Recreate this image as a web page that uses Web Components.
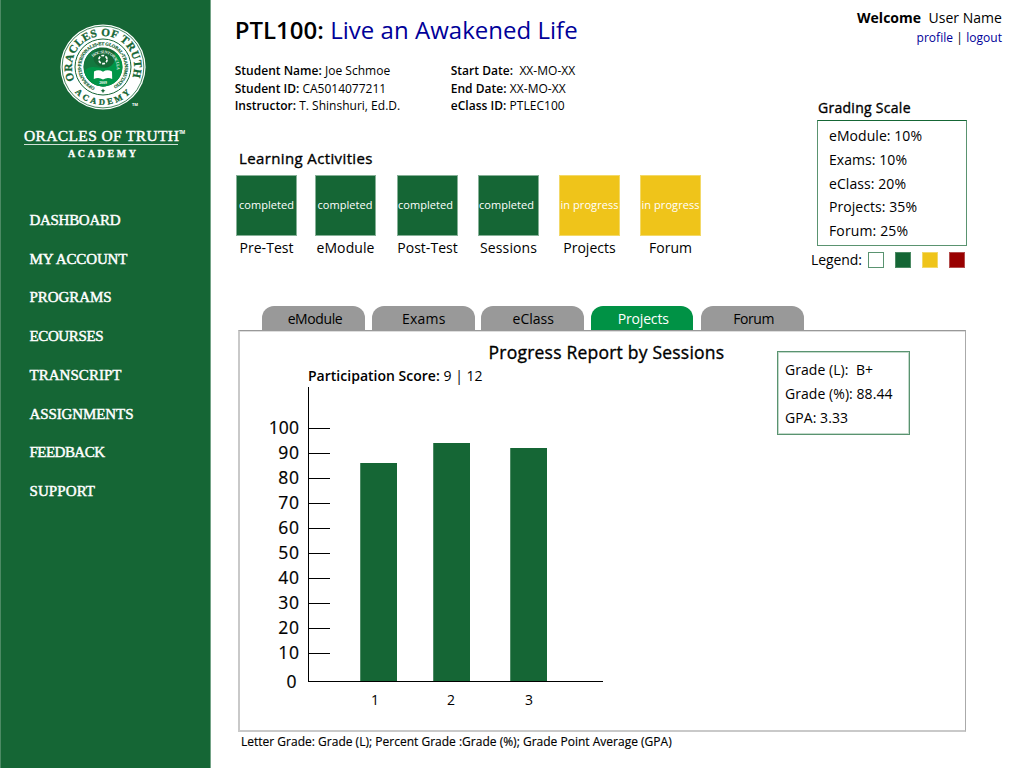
<!DOCTYPE html>
<html lang="en">
<head>
<meta charset="utf-8">
<title>Oracles of Truth Academy</title>
<style>
html,body{margin:0;height:100%;background:#fff}
body{font-family:"Open Sans","Noto Sans",sans-serif;color:#000;overflow:hidden}
</style>
</head>
<body>
<course-page></course-page>
<script>
const attach=(el,html)=>{el.attachShadow({mode:'open'}).innerHTML=html;};

/* One line of type, tracked so that it spans the width given in "w". */
class TextLine extends HTMLElement{
  constructor(){
    super();
    attach(this,`<style>
      :host{display:block;width:max-content;white-space:pre}
      :host([medium]){-webkit-text-stroke:.35px currentColor}
      ::slotted(b){font-weight:600}
      ::slotted(strong){font-weight:700}
      ::slotted(a){color:#000099;font-weight:inherit}
    </style><slot></slot>`);
  }
  connectedCallback(){
    const a=n=>this.getAttribute(n),s=this.style;
    if(a('size'))s.fontSize=a('size')+'px';
    if(a('lh'))s.lineHeight=a('lh')+'px';
    if(a('weight'))s.fontWeight=a('weight');
    if(a('w')){
      const n=this.textContent.length,d=+a('w')+1-this.getBoundingClientRect().width;
      const t=n>1?d/(n-1):0;
      s.letterSpacing=t+'px';s.marginRight=-t+'px';
    }
  }
}
customElements.define('text-line',TextLine);

class AcademySeal extends HTMLElement{
  constructor(){
    super();
    attach(this,`<style>:host{display:block;width:90px;height:90px}svg{display:block;overflow:visible}
      text{font-family:"Liberation Serif",serif;font-weight:700;fill:#156635}
      .o{stroke:#156635;stroke-width:.3px}</style>
    <svg width="90" height="90" viewBox="-45 -45 90 90">
      <defs>
        <path id="top" d="M-28.2 13.1A31.1 31.1 0 1 1 28.2 13.1"/>
        <path id="bot" d="M-33.5 17.5A37.8 37.8 0 0 0 33.5 17.5"/>
        <path id="ring" d="M-8 20.4A21.9 21.9 0 1 1 8 20.4"/>
        <path id="hoc" d="M-9.8 -9.8A13.9 13.9 0 0 1 13.4 3.5"/>
      </defs>
      <circle r="42.6" fill="#fff"/>
      <circle r="40.9" fill="none" stroke="#156635" stroke-width=".8"/>
      <circle r="28" fill="none" stroke="#156635" stroke-width="1"/>
      <text class="o" font-size="11.2"><textPath href="#top" textLength="121" lengthAdjust="spacing">ORACLES OF TRUTH</textPath></text>
      <text class="o" font-size="8.6"><textPath href="#bot" startOffset="9.5" textLength="62" lengthAdjust="spacing">ACADEMY</textPath></text>
      <text font-size="4.6" style="stroke:#156635;stroke-width:.2px"><textPath href="#ring" textLength="118" lengthAdjust="spacing">OPERANTIS•PERSONALIS•ET GLOBAL•TRANSMUTATIO</textPath></text>
      <path d="M0 21.4L.8 23L2.4 23.8L.8 24.6L0 26.2L-.8 24.6L-2.4 23.8L-.8 23Z" fill="#156635"/>
      <circle r="19.4" fill="#156635"/>
      <path d="M0 -19.4A19.4 19.4 0 0 0 0 19.4A9.7 9.7 0 0 0 0 0A9.7 9.7 0 0 1 0 -19.4Z" fill="#13783f"/>
      <path d="M-18.8 4.5C-14 -3 -5 1 0 1C9 1 14 -5 11.5 -15.6A19.4 19.4 0 1 1 -18.8 4.5Z" fill="#009548"/>
      <text font-size="4.2" style="fill:#e5f1e9"><textPath href="#hoc" textLength="35" lengthAdjust="spacing">HOC SUNT ORACULA</textPath></text>
      <circle cy="-7.4" r="4.1" fill="none" stroke="#fff" stroke-width="1.7" stroke-dasharray="2.9 1.39"/>
      <path d="M-9 4.6Q-4.5 2 0 4.8Q4.5 2 9 4.6L9.2 12Q4.5 9.6 0 12.5Q-4.5 9.6 -9.2 12Z" fill="#fff"/>
      <text y="17.2" font-size="3.8" text-anchor="middle" style="fill:#fff">2009</text>
      <text x="29" y="39" font-size="4" style="fill:#fff;font-family:'Open Sans',sans-serif">TM</text>
    </svg>`);
  }
}
customElements.define('academy-seal',AcademySeal);

class SideNav extends HTMLElement{
  constructor(){
    super();
    const items=[['DASHBOARD',90],['MY ACCOUNT',97],['PROGRAMS',81],['ECOURSES',73],['TRANSCRIPT',91],['ASSIGNMENTS',103],['FEEDBACK',74.5],['SUPPORT',64.5]];
    attach(this,`<style>
      :host{display:flex;flex-direction:column;box-sizing:border-box;width:211px;height:768px;background:#156635;color:#fff;
        font-family:"Liberation Serif",serif;padding-top:22px;border-left:1px solid #4c8a64;border-right:1px solid #73a386}
      academy-seal{margin-left:57px}
      .brand{display:flex;margin:15px 0 0 23px;-webkit-text-stroke:.45px #fff}
      .rule{width:154px;height:1px;background:#cfe0d6;margin:-1px 0 0 23px}
      .tm{font-family:"Open Sans",sans-serif;margin-top:2px;-webkit-text-stroke:.2px #fff}
      .sub{margin-left:67px;-webkit-text-stroke:.3px #fff}
      nav{margin:38px 0 0 28.5px;-webkit-text-stroke:.45px #fff}
    </style>
    <academy-seal></academy-seal>
    <div class="brand"><text-line size="15.5" lh="18" w="154">ORACLES OF TRUTH</text-line><text-line class="tm" size="4.5" lh="6" w="5">TM</text-line></div>
    <div class="rule"></div>
    <text-line class="sub" size="10" lh="18" weight="700" w="67">ACADEMY</text-line>
    <nav>${items.map(([t,w])=>`<text-line size="15" lh="38.7" w="${w}">${t}</text-line>`).join('')}</nav>`);
  }
}
customElements.define('side-nav',SideNav);

class ActivityTile extends HTMLElement{
  connectedCallback(){
    if(this.shadowRoot)return;
    const done=this.getAttribute('state')==='completed';
    attach(this,`<style>
      :host{display:flex;flex-direction:column;align-items:center;width:61px}
      .box{box-sizing:border-box;width:61px;height:61px;display:flex;justify-content:center;color:#fff;
        border:1px solid ${done?'#86b097':'#f3d968'};background:${done?'#156635':'#efc41a'};margin-bottom:2px}
      .box text-line{position:relative;left:${this.getAttribute('nudge')||0}px}
    </style>
    <div class="box"><text-line size="11" lh="57" w="${done?54:57}">${this.getAttribute('state')}</text-line></div>
    <text-line size="14" lh="20" w="${this.getAttribute('w')}">${this.getAttribute('name')}</text-line>`);
  }
}
customElements.define('activity-tile',ActivityTile);

class CourseHeader extends HTMLElement{
  constructor(){
    super();
    attach(this,`<style>
      :host{display:block;padding:14px 0 0 23.7px}
      .meta{display:grid;grid-template-columns:216px auto;margin-top:16.1px}
      .h{margin:33.4px 0 7px 4.3px}
      .tiles{display:flex;margin-left:1.3px}
    </style>
    <text-line size="24" lh="32" w="342"><b>PTL100:</b> <a>Live an Awakened Life</a></text-line>
    <div class="meta">
      <text-line size="12" lh="17.5" w="154.5"><b>Student Name:</b> Joe Schmoe</text-line><text-line size="12" lh="17.5" w="123.5"><b>Start Date:</b>  XX-MO-XX</text-line>
      <text-line size="12" lh="17.5" w="150.5"><b>Student ID:</b> CA5014077211</text-line><text-line size="12" lh="17.5" w="114"><b>End Date:</b> XX-MO-XX</text-line>
      <text-line size="12" lh="17.5" w="164.5"><b>Instructor:</b> T. Shinshuri, Ed.D.</text-line><text-line size="12" lh="17.5" w="113"><b>eClass ID:</b> PTLEC100</text-line>
    </div>
    <text-line class="h" size="15" lh="20" medium w="132.5">Learning Activities</text-line>
    <div class="tiles">
      <activity-tile state="completed" name="Pre-Test" w="53"></activity-tile>
      <activity-tile state="completed" name="eModule" w="57" nudge="-.5" style="margin-left:18px"></activity-tile>
      <activity-tile state="completed" name="Post-Test" w="59.5" nudge="-2" style="margin-left:21px"></activity-tile>
      <activity-tile state="completed" name="Sessions" w="56" nudge="-2" style="margin-left:20px"></activity-tile>
      <activity-tile state="in progress" name="Projects" w="51.5" style="margin-left:20px"></activity-tile>
      <activity-tile state="in progress" name="Forum" w="42" style="margin-left:20px"></activity-tile>
    </div>`);
  }
}
customElements.define('course-header',CourseHeader);

class UserPanel extends HTMLElement{
  constructor(){
    super();
    attach(this,`<style>
      :host{display:block;padding-top:8px}
      .user{display:flex;flex-direction:column;align-items:flex-end;padding-right:22px;gap:1px}
      .h{margin:51px 0 2px 18px}
      .scale{box-sizing:border-box;width:150px;height:126px;border:1px solid #5a9370;border-top-color:#156635;margin-left:17px;padding:3px 0 0 11px}
      .legend{display:flex;margin:4px 0 0 11px;align-items:center}
      i{box-sizing:border-box;width:16px;height:16px;margin-right:11px;border:1px solid}
      i:first-of-type{margin-left:6px}
    </style>
    <div class="user">
      <text-line size="14" lh="20" w="144"><strong>Welcome</strong>  User Name</text-line>
      <text-line size="12" lh="18" w="84.5"><a>profile</a> | <a>logout</a></text-line>
    </div>
    <text-line class="h" size="14" lh="20" medium w="91.5">Grading Scale</text-line>
    <div class="scale">
      <text-line size="14" lh="23.8" w="92">eModule: 10%</text-line>
      <text-line size="14" lh="23.8" w="77">Exams: 10%</text-line>
      <text-line size="14" lh="23.8" w="76">eClass: 20%</text-line>
      <text-line size="14" lh="23.8" w="87">Projects: 35%</text-line>
      <text-line size="14" lh="23.8" w="78">Forum: 25%</text-line>
    </div>
    <div class="legend"><text-line size="14" lh="20" w="50">Legend:</text-line>
      <i style="border-color:#5a9370"></i><i style="background:#156635;border-color:#4c8a64"></i><i style="background:#efc41a;border-color:#f3d968"></i><i style="background:#990000;border-color:#b34d4d"></i></div>`);
  }
}
customElements.define('user-panel',UserPanel);

class TabStrip extends HTMLElement{
  constructor(){
    super();
    const tabs=[['eModule',57,0,1.5],['Exams',42.5,7.5,0],['eClass',41.5,6.5,.6],['Projects',52.5,7,1.2],['Forum',42.5,8,1.2]];
    attach(this,`<style>
      :host{display:flex;padding-left:51.4px}
      div{width:102.5px;height:24px;display:flex;justify-content:center;background:#999;border-radius:12px 12px 0 0}
      .on{background:#009245;color:#fff}
      text-line{margin-top:-1px}
    </style>${tabs.map(([t,w,m,p])=>`<div class="${t==='Projects'?'on':''}" style="margin-left:${m}px"><text-line size="14" lh="27" w="${w}" style="padding-left:${p*2}px">${t}</text-line></div>`).join('')}`);
  }
}
customElements.define('tab-strip',TabStrip);

class BarChart extends HTMLElement{
  constructor(){
    super();
    const labels=[100,90,80,70,60,50,40,30,20,10];
    attach(this,`<style>
      :host{display:grid;grid-template-columns:60px 295px;grid-template-rows:295px auto}
      .y{display:flex;flex-direction:column;align-items:flex-end;padding:28px 9px 0 0;-webkit-text-stroke:.2px #000}
      .y text-line:last-child{margin:3.5px 2.5px 0 0}
      .plot{box-sizing:border-box;border-left:1px solid #000;border-bottom:1px solid #000;display:grid;height:295px}
      .plot>div{grid-area:1/1}
      .ticks{display:flex;flex-direction:column;gap:24px;padding-top:41px}
      .ticks span{width:21px;height:1px;background:#000}
      .bars{display:flex;align-items:flex-end}
      .bars span{background:#156635;border-left:1px solid #4c8a64;box-sizing:border-box;width:37px}
      .x{grid-column:2;display:flex;padding:8px 0 0 63px}
    </style>
    <div class="y">${labels.concat(0).map(n=>`<text-line size="17.5" lh="25" ${n?`w="${n===100?29.3:19.8}"`:''}>${n}</text-line>`).join('')}</div>
    <div class="plot">
      <div class="ticks">${labels.map(()=>'<span></span>').join('')}</div>
      <div class="bars"><span style="height:218px;margin-left:51px"></span><span style="height:238px;margin-left:36px"></span><span style="height:233px;margin-left:40px"></span></div>
    </div>
    <div class="x"><text-line size="14" lh="20">1</text-line><text-line size="14" lh="20" style="margin-left:68px">2</text-line><text-line size="14" lh="20" style="margin-left:70px">3</text-line></div>`);
  }
}
customElements.define('bar-chart',BarChart);

class ProgressReport extends HTMLElement{
  constructor(){
    super();
    attach(this,`<style>
      :host{display:block}
      .panel{box-sizing:border-box;width:728px;height:402px;margin-left:27px;border:2px solid #c9c9c9;border-top:1px solid #999;
        border-right:1px solid #aaa;box-shadow:inset 0 1px #ddd;display:grid;grid-template-columns:537px auto;align-items:start}
      .title{margin:8px 0 0 248.6px}
      .score{margin:1px 0 0 68px}
      bar-chart{margin:1px 0 0 8px}
      .grade{box-sizing:border-box;width:133px;height:84px;border:1px solid #5a9370;box-shadow:inset 0 0 0 1px #c3dacb;margin-top:20px;padding:6px 0 0 7px}
      .note{margin:1px 0 0 30px}
    </style>
    <tab-strip></tab-strip>
    <div class="panel">
      <div>
        <text-line class="title" size="17.5" lh="26" medium w="234.5">Progress Report by Sessions</text-line>
        <text-line class="score" size="14" lh="20" w="173.5"><b>Participation Score:</b> 9 | 12</text-line>
        <bar-chart></bar-chart>
      </div>
      <div class="grade">
        <text-line size="14" lh="24" w="87">Grade (L):  B+</text-line>
        <text-line size="14" lh="24" w="106.5">Grade (%): 88.44</text-line>
        <text-line size="14" lh="24" w="62">GPA: 3.33</text-line>
      </div>
    </div>
    <text-line class="note" size="12" lh="18" style="-webkit-text-stroke:.15px" w="429.7">Letter Grade: Grade (L); Percent Grade :Grade (%); Grade Point Average (GPA)</text-line>`);
  }
}
customElements.define('progress-report',ProgressReport);

class CoursePage extends HTMLElement{
  constructor(){
    super();
    attach(this,`<style>
      :host{display:grid;grid-template-columns:211px 813px;height:768px;width:1024px}
      main{display:grid;grid-template-columns:589px 224px;grid-template-rows:306px auto}
      progress-report{grid-column:1/3}
    </style>
    <side-nav></side-nav>
    <main><course-header></course-header><user-panel></user-panel><progress-report></progress-report></main>`);
  }
}
customElements.define('course-page',CoursePage);
</script>
</body>
</html>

━━━━━━━━━━━━━━━━━━━━

* [Instructions to follow] Look through the data above. Find each line with the string "that" and copy it.

* [Expected output]
Recreate this image as a web page that uses Web Components.
/* One line of type, tracked so that it spans the width given in "w". */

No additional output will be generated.